Leonard believes they were in Vietnam to stop communism, and was disappointed to see many Americans resented their efforts. The media whipped up a lot of the bad feelings, he believes.
But it didn’t bother him too much. He laughs. “Had to go to work the next day!”
Finally, it was time for one last assignment one last trip across the ocean. He went to Korea, to serve in a military adviser group. Then in 1970, he retired.
And he took with him more than a few souvenirs: IN the Navy and Marines, he earned the Pacific Theater Ribbon with two starts, American Theater Ribbon, Commendation Ribbon, Victory Medal, Purple heart and Presidential Unit Citation with one star. And in the Army: the Purple Heart; Good conduct Medal, with silver clasp and six awards; Korean Service Medial (two bronze stars); Vietnam Service Medal (two bronze stars); Armed Forces Expenditionary Medal (two bronze stars); Parachute Badge Senior Wings; RVCM w/Dev/60; National Defense Service Medal with Oak Leaf; National Defense Service Medal; and Republic of Korea Presidential Unit Citation. He also received the United Nations Service Medal.
Leonard returned to Sullivan County, and worked 13 ½ years as a ranger at Worlds End State park. It wasn’t easy. Overseeing security, he toiled from 4 a.m. to midnight. He took in receipts, closed the office at night. For 9 ½ years he never had a July Fourth off.
But 3 million people visited the park during his time there, and Leonard believes they thought he did a good job. “I guess I enjoyed the people,” he says.
But he can’t forget his first career. Today, both his legs bother from the injuries. He’s considered 70 percent disabled. He still goes to unit reunions and volunteers at the Endless Mountains War Memorial Museum, in Sonestown, He helps with local military ceremonies.
A copy of Army Times sits in the living room.
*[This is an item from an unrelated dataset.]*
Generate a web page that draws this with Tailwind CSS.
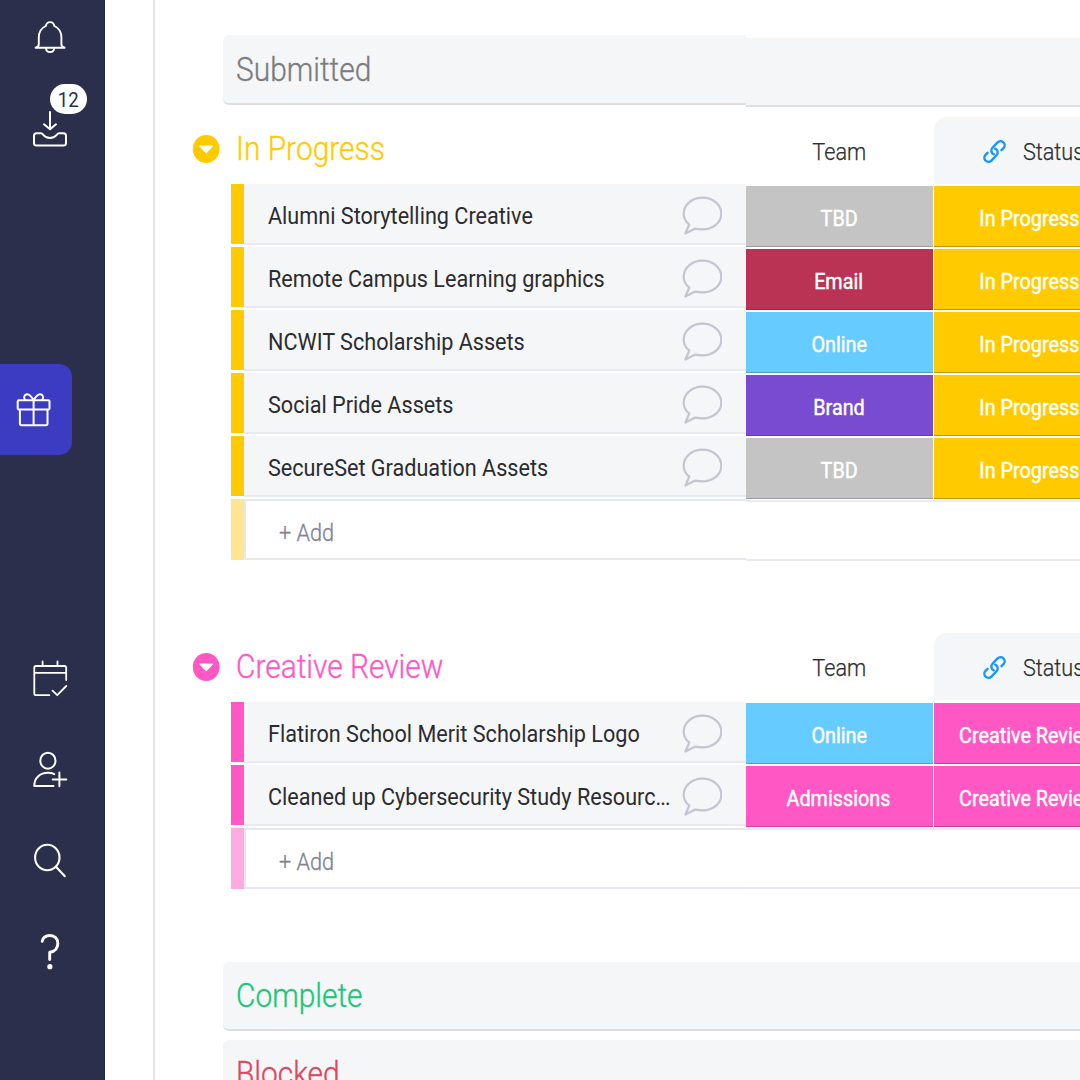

A photocopied paper holds shots from a reunion; a past commander, and older men walking along; “Veterans march,” the caption reads, “some in wheelchairs, but they keep marching.”
Leonard has Washington shots, too; of him beside the Korean War Memorial, of him pointing to a panel at the Vietnam War Memorial and of him by the headstone for his brother Eugene (and Eugene’s son Frank) at Arlington National Cemetery.
Leonard will be buried at Arlington someday. He’s earned it.
“it’s not a very easy road to follow,” he says of the service. “You have to give up a lot of things.” He spent 11 of his 22 years overseas.
“You spend a lot of your life, right there, protecting your country,” he says.
“you give your best.”
And in Army, Navy, Air Force, Marines he did his job.
Paul Pastusic, Mildred, spent four years in the U.S. Army and three years in the Reserve.
He was a combat infantryman in the Big Red One, the 1st Infantry Division with the rank of sergeant.
He served in Algeria, French Morocco, Tunisia, Sicily, Normandy, Northern France, Rhineland, Ardennes, Apennines, and Central Europe.
He received the following medals: Bronze Star, Good Conduct, Distinguished Unit Badge; European African Middle Eastern Service Medal with eight Bronze Starts and one Bronze Arrowhead.
Pastusic says, "There were only nine men left from our original company that returned home."
After discharge, he operated coalmines. He and his wife, Emma, ahd three children: A son, Peter "Corkey" deceased; and two daughters, Toni, deceased; and Kathy.